The checklist in this article is not a bureaucratic exercise. It is a way of slowing the process down to the speed at which good decisions get made.
— Hauzed
Safer renting starts with the right platform
Renting safely online is much easier when the platform you use is built for trust from the start.
Hauzed is a verified rental marketplace for Ireland, starting with Dublin. Tenants can search verified rental listings, complete identity verification, build a stronger rental profile, and communicate with landlords through the platform rather than over anonymous channels. Landlords and agencies receive verified tenant interest, manage conversations in one place, and use AI tools to reduce the manual work of filtering and follow-up. If you want a rental process that has safety built in rather than bolted on, start with Hauzed.
FAQ
What is a safe online rental practices checklist?
A safe online rental practices checklist is a structured set of verification, payment, and documentation steps that tenants follow to avoid scams and protect their money when renting a property online.

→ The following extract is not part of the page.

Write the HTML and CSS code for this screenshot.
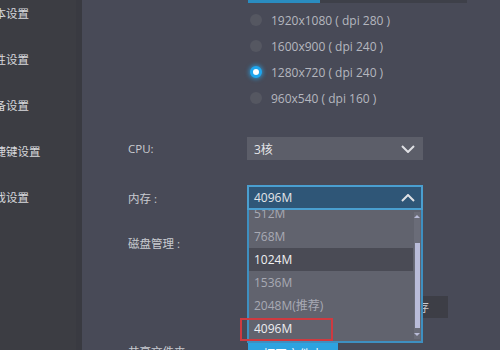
FILE: index.html
```html
<!DOCTYPE html>
<html lang="zh-CN">
<head>
  <meta charset="UTF-8">
  <meta name="viewport" content="width=device-width, initial-scale=1.0">
  <title>设置</title>
  <link rel="stylesheet" href="styles.css">
</head>
<body>
  <div class="app">
    <aside class="sidebar">
      <ul class="nav">
        <li>基本设置</li>
        <li>属性设置</li>
        <li>设备设置</li>
        <li>快捷键设置</li>
        <li>游戏设置</li>
      </ul>
    </aside>

    <main class="main">
      <div class="res-tabs">
        <span class="tab active"></span>
        <span class="tab"></span>
      </div>

      <ul class="radios">
        <li><span class="dot"></span>1920x1080 ( dpi 280 )</li>
        <li><span class="dot"></span>1600x900 ( dpi 240 )</li>
        <li class="checked"><span class="dot"></span>1280x720 ( dpi 240 )</li>
        <li><span class="dot"></span>960x540 ( dpi 160 )</li>
      </ul>

      <div class="form">
        <div class="row cpu">
          <label>CPU:</label>
          <div class="select">
            <span>3核</span>
            <svg width="14" height="8" viewBox="0 0 14 8"><polyline points="1,1 7,7 13,1" /></svg>
          </div>
        </div>

        <div class="row mem">
          <label>内存 :</label>
          <div class="select-wrap">
            <div class="select open">
              <span>4096M</span>
              <svg width="14" height="8" viewBox="0 0 14 8"><polyline points="1,7 7,1 13,7" /></svg>
            </div>
            <div class="dropdown">
              <ul class="options">
                <li>512M</li>
                <li>768M</li>
                <li class="hover">1024M</li>
                <li>1536M</li>
                <li>2048M(推荐)</li>
                <li class="current">4096M</li>
              </ul>
              <div class="scrollbar">
                <span class="arrow up"></span>
                <span class="thumb"></span>
                <span class="arrow down"></span>
              </div>
            </div>
            <div class="mark"></div>
          </div>
        </div>

        <div class="row disk">
          <label>磁盘管理 :</label>
        </div>

        <div class="row clean">
          <span></span>
          <button class="btn-dark">清理磁盘缓存</button>
        </div>

        <div class="row save">
          <label>共享文件夹 :</label>
          <button class="btn-blue">打开文件夹</button>
        </div>
      </div>
    </main>
  </div>
</body>
</html>
```

FILE: styles.css
```css
body { margin: 0; width: 500px; height: 350px; overflow: hidden; background: #484a57; font-family: "Open Sans", "Noto Sans CJK SC", sans-serif; font-size: 12px; }
ul { list-style: none; margin: 0; padding: 0; }
.app { display: flex; height: 350px; }

.sidebar { width: 76px; flex: none; background: #3c3d43; border-right: 6px solid #393a41; overflow: hidden; }
.nav { margin-top: -10px; }
.nav li { height: 46px; line-height: 46px; margin-left: -17px; white-space: nowrap; color: #d8d9dd; font-size: 11.5px; font-family: "Noto Sans CJK SC", sans-serif; }

.main { flex: 1; padding-left: 46px; position: relative; }

.res-tabs { display: flex; height: 3px; margin-left: 120px; }
.tab { width: 147px; background: #3e4049; }
.tab.active { width: 72px; background: #2a8cc0; }

.radios { margin: 4px 0 0 122px; }
.radios li { height: 26px; display: flex; align-items: center; color: #b5b7bf; white-space: nowrap; }
.dot { width: 12px; height: 12px; border-radius: 50%; background: #555761; margin-right: 9px; box-sizing: border-box; }
.checked .dot { background: #fff; border: 3.5px solid #1fa6ee; box-shadow: 0 0 4px 1px rgba(40, 170, 240, 0.7); }

.form { margin-top: 26px; }
.row { display: grid; grid-template-columns: 119px 176px; align-items: center; }
.row label { color: #c9cad0; font-size: 11.5px; white-space: nowrap; }
.cpu { height: 23px; }
.mem { height: 25px; margin-top: 25px; }
.disk { height: 22px; margin-top: 22px; }
.clean { height: 22px; margin-top: 42px; }
.save { height: 22px; margin-top: 25px; align-items: start; }

.select { height: 23px; box-sizing: border-box; background: #5c5e69; color: #e4e5e8; display: flex; align-items: center; justify-content: space-between; padding: 0 8px 0 7px; }
.select svg polyline { fill: none; stroke: #dfe0e4; stroke-width: 2; }
.select-wrap { position: relative; }
.select.open { height: 25px; background: #2f5677; border: 2px solid #4a9fd0; padding-left: 5px; padding-right: 6px; }

.dropdown { position: absolute; left: 0; top: 25px; width: 176px; height: 133px; box-sizing: border-box; background: #61636e; border: 2px solid #3e8fc0; border-top: none; overflow: hidden; z-index: 2; }
.options { margin-top: -8px; margin-right: 8px; }
.options li { height: 23px; line-height: 23px; padding-left: 5px; color: #a8aab4; }
.options li.hover { background: #4a4b55; color: #f0f0f2; }
.options li.current { color: #eeeef1; }

.scrollbar { position: absolute; right: 1px; top: 2px; bottom: 2px; width: 6px; background: #6a6c78; display: flex; flex-direction: column; align-items: center; }
.arrow { width: 0; height: 0; border-left: 3px solid transparent; border-right: 3px solid transparent; margin: 3px 0; }
.arrow.up { border-bottom: 3px solid #b9bcd8; }
.arrow.down { border-top: 3px solid #b9bcd8; }
.thumb { width: 5px; flex: 1; background: #b9bcd9; margin: 22px 0 2px; }

.mark { position: absolute; left: -7px; top: 133px; width: 93px; height: 23px; box-sizing: border-box; border: 2px solid #cf3a40; z-index: 3; }

button { font-family: inherit; font-size: 12px; border: none; padding: 0; }
.btn-dark { width: 110px; height: 22px; margin-left: 91px; background: #3d3e46; color: #c9cad0; }
.btn-blue { width: 90px; height: 22px; margin-left: 1px; background: #2da3e0; color: #fff; }
```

How do I verify a landlord is legitimate in Ireland?
Cross-reference the landlord's details with the Residential Tenancies Board register and Land Registry records, request official identification, and insist on a live video or in-person property tour before paying anything.
What payment methods are safest for paying a rental deposit?
Bank transfers with a clear written reference and credit cards with chargeback rights are the safest options. Avoid wire transfers, cryptocurrency, gift cards, and peer-to-peer instant payment apps for any rental transaction.
Why is a move-in inspection important for renters?
A signed, time-stamped move-in inspection report establishes the property's condition on the day you move in. It is your primary protection against unfair deposit deductions at the end of the tenancy.
What should I do if I suspect a rental listing is a scam in Ireland?
Stop all communication, do not transfer any money, report the listing to the platform, and file a report with An Garda Síochána and the Competition and Consumer Protection Commission (CCPC).